Bank of America continued to expand its service for small business owners in the second quarter of 2011 by hiring 92 locally-based small business bankers to provide convenient access to financial advice and solutions. This brings the number of small business bankers hired this year to 285. The company previously said it plans to hire more than 1,000 small business bankers by early 2012.
Referral volumes remained strong during the second quarter with referrals from Global Wealth and Investment Management to Global Commercial Banking up 75 percent from the prior quarter, and referrals from Global Commercial Banking to Global Wealth and Investment Management up 23 percent from the prior quarter. Referrals from Global Wealth and Investment Management to Global Banking and Markets were up 19 percent from the first quarter of 2011.
The number of Global Wealth and Investment Management client-facing associates increased for the eighth consecutive quarter, with the company adding 546 Financial Advisors in the quarter and 942 since the second quarter of 2010.
Global Banking and Markets reported record investment banking fees in the second quarter of 2011 of $1.6 billion, excluding self-led deals. This marks the highest investment banking fees since the acquisition of Merrill Lynch.

Creating a fortress balance sheet


The company continued to strengthen the balance sheet with risk-weighted assets declining $41 billion, and global excess liquidity increasing $16 billion from the end of the first quarter of 2011 to $402 billion at June 30, 2011.
Regulatory capital ratios finished above the company's prior guidance with the Tier 1 common equity ratio at 8.23 percent at June 30, 2011 and the tangible common equity ratio3 at 5.87 percent at June 30, 2011. On June 29, the company estimated that the Tier 1 common ratio at the end of the second quarter of 2011 would be above 8 percent.
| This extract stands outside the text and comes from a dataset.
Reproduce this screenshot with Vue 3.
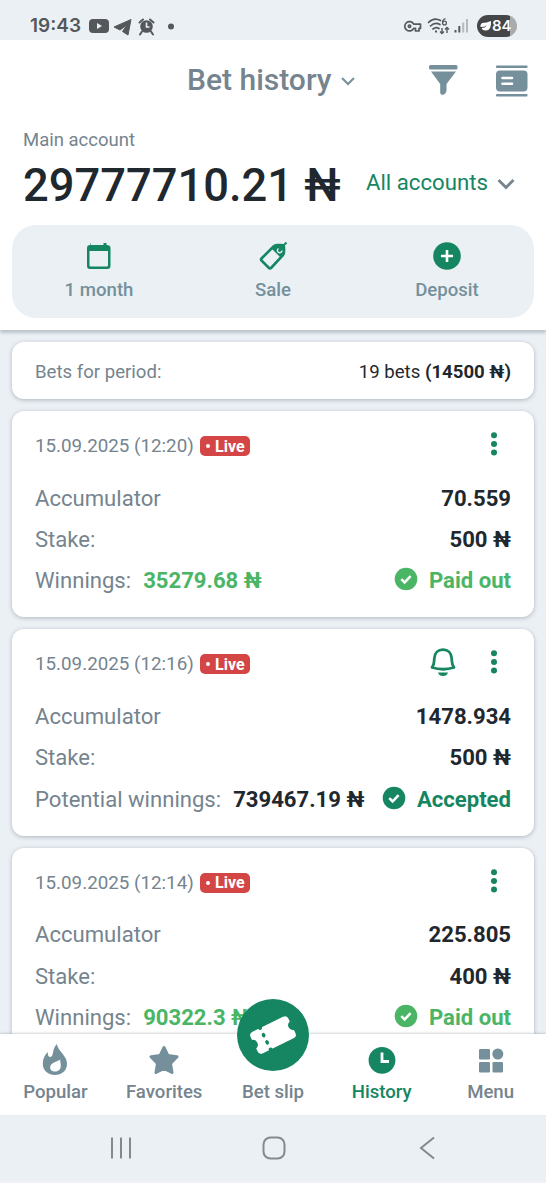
<script setup>
const bets = [
  { time: '12:20', odds: '70.559', stake: '500 ₦', label: 'Winnings:', sum: '35279.68 ₦', paid: true },
  { time: '12:16', odds: '1478.934', stake: '500 ₦', label: 'Potential winnings:', sum: '739467.19 ₦', paid: false },
  { time: '12:14', odds: '225.805', stake: '400 ₦', label: 'Winnings:', sum: '90322.3 ₦', paid: true },
]
</script>

<template>
  <div class="phone">
    <div class="status">
      <span class="clock">19:43</span>
      <svg class="st-left" width="90" height="24" viewBox="0 0 90 24" fill="#55585b">
        <rect x="1" y="5" width="20" height="14" rx="4" />
        <path d="M9 9l5 3-5 3z" fill="#ebf0f5" />
        <path d="M26 13L43 5.500 40 21 34.500 17.500 39 11 32 16z" stroke="#55585b" stroke-linejoin="round" />
        <circle cx="58.500" cy="12.500" r="6.300" />
        <path d="M54 17.500l-2 3M63 17.500l2 3M51.500 8.500l3.500-3M65.500 8.500l-3.500-3" stroke="#55585b" stroke-width="2" stroke-linecap="round" />
        <path d="M58.500 8.500v4.500h3" fill="none" stroke="#ebf0f5" stroke-width="1.600" />
        <circle cx="83" cy="12.500" r="3" />
      </svg>
      <svg class="st-right" width="72" height="24" viewBox="0 0 72 24" fill="none" stroke="#55585b" stroke-width="1.700">
        <path d="M12.700 10.200A4.700 4.700 0 1 0 12.700 14.300H14.500V17H18V14.300H19.500V10.200z" stroke-linejoin="round" />
        <circle cx="8.500" cy="12.200" r="1.200" />
        <path d="M27.500 8.500Q33 2.800 39.500 6.500M29.500 12Q34 7.500 39 10.500M32 15Q35 12.500 38 14.500" stroke-linecap="round" />
        <path d="M34 17.500h2" stroke-width="2" />
        <path d="M44.500 4.500Q41.500 5.500 41.500 8.500" stroke-width="1.300" /><circle cx="43.500" cy="9" r="1.900" stroke-width="1.300" />
        <path d="M41 14v5.500M39 17.500l2 2 2-2M46 19v-5.500M44 15.500l2-2 2 2" stroke-width="1.400" />
        <path d="M54.500 18.500V16M58.300 18.500V12" stroke-width="2" />
        <path d="M62.200 18.500V8.500M66 18.500V5" stroke="#b5babf" stroke-width="2" />
      </svg>
      <div class="battery">
        <svg width="13" height="14" viewBox="0 0 13 14" fill="#fff"><path d="M3 4Q8 4 12 2Q12.500 11.500 7 11.500Q3.500 11.800 2.500 9Q6 9 8 6.500Q5 8 1.500 8Q1 5.500 3 4z" /></svg>
        <span>84</span>
      </div>
    </div>

    <header class="top">
      <div class="titlebar">
        <span class="title">Bet history</span>
        <svg class="title-arrow" width="16" height="12" viewBox="0 0 16 12" fill="none" stroke="#75909b" stroke-width="2"><path d="M2 3l6 6 6-6" /></svg>
        <svg class="funnel" width="30" height="32" viewBox="0 0 30 32" fill="#75909b">
          <rect x="1" y="1" width="28.500" height="4.500" rx="1.500" />
          <path d="M3 7.500H28L18.500 20V26.500Q18 30 15 30.800Q12 31 12.200 28V20z" />
        </svg>
        <svg class="layout" width="32" height="32" viewBox="0 0 32 32" fill="#75909b">
          <rect x="0" y="0.500" width="31.500" height="2.500" rx=".8" /><rect x="0" y="29" width="31.500" height="2.500" rx=".8" />
          <rect x="0" y="5.500" width="31.500" height="21" rx="4" />
          <path d="M6.500 13H16M6.500 18.700H16" stroke="#fff" stroke-width="2.600" stroke-linecap="round" />
        </svg>
      </div>
      <div class="acc-label">Main account</div>
      <div class="acc-row">
        <span class="balance">29777710.21 ₦</span>
        <span class="all">All accounts</span>
        <svg class="all-arrow" width="18" height="14" viewBox="0 0 18 14" fill="none" stroke="#75848e" stroke-width="2.800"><path d="M1.500 3l7.500 7.500L16.500 3" /></svg>
      </div>
      <div class="actions">
        <div class="action">
          <svg width="30" height="32" viewBox="0 0 30 32" fill="#158661">
            <path fill-rule="evenodd" d="M6.500 3V5H19.500V3H22.500V5Q26.500 5 26.500 8V26Q26.500 29 23.500 29H6Q3 29 3 26V8Q3 5 6 5V3zM5.500 11V25.500Q5.500 26.500 6.500 26.500H23Q24 26.500 24 25.500V11z" />
          </svg>
          <span>1 month</span>
        </div>
        <div class="action">
          <svg width="32" height="32" viewBox="0 0 32 32">
            <path d="M4.500 18.500L16.500 6.500Q18 5 20 5H24Q27 5 27 8V12Q27 14 25.500 15.700L14.500 27.500Q13 29 11.500 27.500L4.500 20.500Q3.500 19.500 4.500 18.500z" fill="none" stroke="#158661" stroke-width="2.600" />
            <path d="M16 6H27V14L23.500 17.500L14.500 8.500z" fill="#158661" />
            <path d="M25 7l4.500-4.500" stroke="#158661" stroke-width="2" />
            <path d="M21.500 8.500A2.300 2.300 0 1 0 25 10.500" fill="none" stroke="#ebf0f5" stroke-width="1.400" />
          </svg>
          <span>Sale</span>
        </div>
        <div class="action">
          <svg width="32" height="32" viewBox="0 0 32 32"><circle cx="16" cy="16" r="13.800" fill="#158661" /><path d="M16 10v12M10 16h12" stroke="#fff" stroke-width="2.600" /></svg>
          <span>Deposit</span>
        </div>
      </div>
    </header>

    <main class="list">
      <div class="card period">
        <span class="muted">Bets for period:</span>
        <span class="period-sum">19 bets <b>(14500 ₦)</b></span>
      </div>
      <div v-for="b in bets" :key="b.time" class="card bet">
        <div class="bet-head">
          <span class="date">15.09.2025 ({{ b.time }})</span>
          <span class="live"><i></i>Live</span>
          <svg v-if="!b.paid" class="bell" width="28" height="30" viewBox="0 0 28 30">
            <path d="M3 20.500C5.500 17 5 15 5.300 11.500C5.600 6 9 2.700 14 2.700S22.400 6 22.700 11.500C23 15 22.500 17 25 20.500Q14 24 3 20.500z" fill="none" stroke="#158661" stroke-width="2.800" stroke-linejoin="round" />
            <path d="M9 25.500H19Q18 29 14 29T9 25.500z" fill="#158661" />
          </svg>
          <svg class="dots" width="8" height="26" viewBox="0 0 8 26" fill="#158661"><circle cx="4" cy="4.200" r="3" /><circle cx="4" cy="12.900" r="3" /><circle cx="4" cy="21.600" r="3" /></svg>
        </div>
        <div class="line"><span class="key">Accumulator</span><b>{{ b.odds }}</b></div>
        <div class="line"><span class="key">Stake:</span><b>{{ b.stake }}</b></div>
        <div class="line">
          <span class="key">{{ b.label }}</span>
          <b class="sum" :class="{ green: b.paid }">{{ b.sum }}</b>
          <span class="state" :class="b.paid ? 'green' : 'dark'">
            <svg width="24" height="24" viewBox="0 0 24 24"><circle cx="12" cy="12" r="11.300" fill="currentColor" /><path d="M7.300 12.200l3.300 3.200 6-6.200" fill="none" stroke="#fff" stroke-width="2.500" /></svg>
            <b>{{ b.paid ? 'Paid out' : 'Accepted' }}</b>
          </span>
        </div>
      </div>
    </main>

    <nav class="tabs">
      <div class="tab">
        <svg width="32" height="34" viewBox="0 0 32 34"><path fill-rule="evenodd" d="M18 1C18 7 28 12.500 28 20.500C28 28 22.500 32 16 32S3.800 28 3.800 20.500C3.800 15.500 6 12 8.800 9C8.600 12.500 9.500 14 11.300 14C15.300 13.500 12.500 6 18 1zM21.500 16.500C18 19 11.700 19.500 11.200 24C11 27 13 28.500 16 28.500C20 28.500 21.800 26 21.800 22.500C21.800 19.500 20.700 18.500 21.500 16.500z" fill="#75909b" /></svg>
        <span>Popular</span>
      </div>
      <div class="tab">
        <svg width="32" height="34" viewBox="0 0 32 34"><path d="M16 4.500L19.800 12.500 29 13.800 22.500 20.500 24 29.500 16 25.300 8 29.500 9.500 20.500 3 13.800 12.200 12.500z" fill="#75909b" stroke="#75909b" stroke-width="3" stroke-linejoin="round" /></svg>
        <span>Favorites</span>
      </div>
      <div class="tab">
        <div class="slip">
          <svg width="72" height="72" viewBox="0 0 72 72">
            <g transform="rotate(-26 36 36)">
              <path d="M19 24H53Q57 24 57 28V31.200A5 5 0 0 0 57 40.800V44Q57 48 53 48H19Q15 48 15 44V40.800A5 5 0 0 0 15 31.200V28Q15 24 19 24z" fill="#fff" />
              <g fill="#158661"><circle cx="27.500" cy="24" r="2" /><ellipse cx="27.500" cy="32" rx="1.800" ry="2.400" /><ellipse cx="27.500" cy="40" rx="1.800" ry="2.400" /><circle cx="27.500" cy="48" r="2" /></g>
            </g>
          </svg>
        </div>
        <span>Bet slip</span>
      </div>
      <div class="tab active">
        <svg width="32" height="34" viewBox="0 0 32 34"><circle cx="16" cy="17.300" r="13.400" fill="#158661" /><path d="M16 9.500V18.500H23" fill="none" stroke="#fff" stroke-width="2.800" /></svg>
        <span>History</span>
      </div>
      <div class="tab">
        <svg width="32" height="34" viewBox="0 0 32 34" fill="#75909b"><rect x="4" y="6" width="11" height="10.500" rx="1.200" /><circle cx="22.800" cy="11" r="5.500" /><rect x="4" y="19" width="11" height="10.500" rx="1.200" /><rect x="17.500" y="19" width="10.500" height="10.500" rx="1.200" /></svg>
        <span>Menu</span>
      </div>
    </nav>

    <footer class="sys">
      <svg width="24" height="24" viewBox="0 0 24 24" stroke="#85898d" stroke-width="2"><path d="M3 1.500v21M12 1.500v21M21 1.500v21" /></svg>
      <svg width="24" height="24" viewBox="0 0 24 24" fill="none" stroke="#85898d" stroke-width="2"><rect x="1.500" y="1.500" width="21" height="21" rx="7" /></svg>
      <svg width="24" height="24" viewBox="0 0 24 24" fill="none" stroke="#85898d" stroke-width="2"><path d="M19 1.500L6 12l13 10.500" /></svg>
    </footer>
  </div>
</template>

<style>
body { background: #ebf0f5; }
</style>

<style scoped>
.phone { width: 546px; height: 1183px; display: flex; flex-direction: column; overflow: hidden; background: #ebf0f5; font-family: Roboto, "Liberation Sans", sans-serif; color: #1f282e; white-space: nowrap; }
svg { display: block; flex: none; }
b { font-weight: 700; }
.status { height: 40px; flex: none; display: flex; align-items: center; padding: 11px 29px 0 30px; box-sizing: border-box; color: #55585b; }
.clock { font: 600 19px/24px Inter, sans-serif; width: 58px; }
.st-right { margin-left: auto; margin-right: 4px; }
.battery { width: 40px; height: 22px; border-radius: 11px; background: linear-gradient(90deg, #444648 33px, #a9abad 33px); color: #fff; display: flex; align-items: center; padding-left: 2px; box-sizing: border-box; font: 600 15px/22px Inter, sans-serif; }
.top { height: 290px; flex: none; background: #fff; box-sizing: border-box; padding: 0 12px; box-shadow: 0 3px 3px rgba(80, 95, 105, .3); position: relative; }
.titlebar { height: 79px; display: flex; align-items: center; padding-left: 175px; }
.title { font-size: 30px; font-weight: 500; color: #75848e; width: 153px; }
.title-arrow { margin-top: 2px; }
.funnel { margin-left: 72px; margin-top: 1px; }
.layout { margin-left: 38px; margin-top: 2px; }
.acc-label { padding-left: 11px; font-size: 18.500px; line-height: 24px; height: 24px; margin-top: 9px; color: #75848e; }
.acc-row { display: flex; align-items: center; height: 66px; padding-left: 11px; }
.balance { font-size: 45.300px; font-weight: 500; width: 343px; }
.all { font-size: 22.200px; color: #158661; width: 131px; margin-top: -6px; }
.all-arrow { margin-top: -3px; }
.actions { height: 93px; margin-top: 7px; border-radius: 24px; background: #ebf0f5; display: flex; }
.action { flex: 1; display: flex; flex-direction: column; align-items: center; padding-top: 15px; font-size: 18.600px; line-height: 24px; font-weight: 500; color: #75909b; }
.action span { margin-top: 6px; }
.list { flex: 1; min-height: 0; overflow: hidden; display: flex; flex-direction: column; gap: 12px; padding: 12px 12px 0; }
.card { background: #fff; border-radius: 12px; box-shadow: 0 1px 4px rgba(80, 95, 105, .4); box-sizing: border-box; padding: 0 23px; flex: none; }
.period { height: 57px; display: flex; align-items: center; justify-content: space-between; font-size: 18.600px; padding-top: 2px; }
.muted, .key, .date { color: #75848e; }
.bet { height: 206.400px; padding-top: 11px; }
.bet-head { display: flex; align-items: center; height: 48px; margin-bottom: 7px; }
.date { font-size: 18.800px; width: 165px; }
.live { display: flex; align-items: center; gap: 5px; width: 50px; height: 20px; border-radius: 5px; background: #d44545; color: #fff; font-size: 16px; font-weight: 700; padding-left: 6px; box-sizing: border-box; }
.live i { width: 4px; height: 4px; border-radius: 50%; background: #fff; }
.bell { margin-left: 179px; margin-top: -4px; }
.dots { margin-left: auto; margin-right: 13px; margin-top: -4px; }
.line { display: flex; align-items: center; justify-content: space-between; height: 41.400px; font-size: 22.100px; }
.sum { margin-left: 12px; margin-right: auto; }
.state { display: flex; align-items: center; gap: 11px; }
.state svg { margin-top: -2px; }
.green { color: #4bb566; }
.dark { color: #158661; }
.tabs { height: 81px; flex: none; background: #fff; display: flex; box-shadow: 0 -1px 2px rgba(80, 95, 105, .25); position: relative; padding: 0 1px; }
.tab { flex: 1; display: flex; flex-direction: column; align-items: center; justify-content: flex-end; padding-bottom: 11px; font-size: 18.600px; line-height: 24px; font-weight: 500; color: #75848e; }
.tab > svg { margin-bottom: 3px; }
.active { color: #158661; }
.slip { width: 72px; height: 72px; border-radius: 50%; background: #158661; margin-bottom: 9px; }
.sys { height: 68px; flex: none; display: flex; align-items: center; justify-content: space-between; padding: 0 107px 0 109px; box-sizing: border-box; border-bottom: 2px solid #f1effa; }
</style>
Pursuing operational excellence in efficiency and risk management


The provision for credit losses declined 60 percent from the year-ago quarter and net charge-offs fell for the fifth consecutive quarter, reflecting improved credit quality across most consumer and commercial portfolios and underwriting changes implemented over the last several years.
The allowance for loan and lease losses to annualized net charge-off coverage ratio increased in the second quarter of 2011 to 1.64 times, compared to 1.18 times in the second quarter of 2010 (1.28 times compared to 1.05 times excluding purchased credit-impaired loans).

Delivering on the shareholder return model


The company continued to focus on streamlining the balance sheet by selling non-core assets, addressing legacy issues, reducing debt and implementing its customer-focused strategy to position the company for long-term growth.
Tangible book value per share3 of $12.65 in the second quarter of 2011 was down from $13.21 in the first quarter of 2011 and up from $12.14 in the second quarter of 2010. Book value per share of $20.29 in the second quarter of 2011 was down from $21.15 in the first quarter of 2011 and $21.45 in the second quarter of 2010.

Continuing to clean up legacy issues


The company continued to make progress on its legacy mortgage issues during the second quarter, including an agreement to resolve nearly all of the legacy Countrywide-issued first-lien non-GSE RMBS repurchase exposures, representing 530 trusts with an original principal balance of $424 billion.
With the agreement and other mortgage-related actions taken in the second quarter of 2011, the company believes it has recorded reserves in its financial statements for a substantial portion of its representations and warranties exposure as measured by original principal balance.
The company also has updated the range of possible loss for the remainder of its exposure with respect to non-GSE investor representations and warranties provision and currently estimates that such range of possible loss could be up to $5 billion over accruals at the end of the second quarter of 2011.
Since the start of 2008, Bank of America and legacy Countrywide have completed more than 900,000 loan modifications with customers. During the second quarter, more than 69,000 loan modifications were completed, an 8 percent increase from the modifications completed in the first quarter of 2011.

1 Excluding certain mortgage-related items and other selected items represents a non-GAAP measure. For reconciliation to GAAP net income and EPS, refer to page 15 of this press release.

2 Other businesses include the results from All Other.

3 Tangible common equity ratio and tangible book value per share of common stock are non-GAAP measures. Other companies may define or calculate these measures differently. For reconciliation to GAAP measures, refer to pages 25-26 of this press release.

Business Segment Results
Deposits

Three Months Ended
(Dollars in millions) June 30, 2011 March 31,2011 June 30, 2010

Total revenue, net of interest expense, FTE basis $ 3,301 $ 3,189 $ 3,695

Provision for credit losses 31 33 61
Noninterest expense 2,599 2,592 2,572

Net income $ 430 $ 355 $ 674

Return on average equity 7.30% 6.09% 11.16%
Return on average economic capital1 30.41% 25.43% 43.52%

Average deposits $ 426,684 $ 418,298 $ 418,480

At June 30, 2011 At March 31, 2011 At June 30, 2010

Period-end deposits $ 424,579 $ 431,022 $ 414,470
Client brokerage assets 69,000 66,703 51,102

1Return on average economic capital is calculated as net income, excluding cost of funds and earnings credit on intangibles, divided by average economic capital. Economic capital represents allocated equity less goodwill and a percentage of intangible assets.

Business Highlights
Average deposit balances were up $8.2 billion from a year ago, driven by strong organic growth in liquid products, including Merrill Edge(R), partially offset by the impact of transfers with other client-managed businesses.
The cost per dollar of deposits improved by 16 basis points to 2.44 percent from the first quarter of 2011, highlighting the company's efficiency and competitive edge in maintaining a low cost distribution channel. The cost per dollar of deposits represents annualized noninterest expense, excluding one-time expenses, as a percentage of average deposits.

Financial Overview

Deposits reported net income of $430 million, down $244 million from the year-ago quarter due to a decline in revenue driven by lower noninterest income from the impact of overdraft policy changes that were fully implemented in the third quarter of 2010.

Net interest income increased $137 million compared to the second quarter of 2010, reflecting a customer shift to more liquid products and continued pricing discipline. Noninterest expense remained flat from a year ago.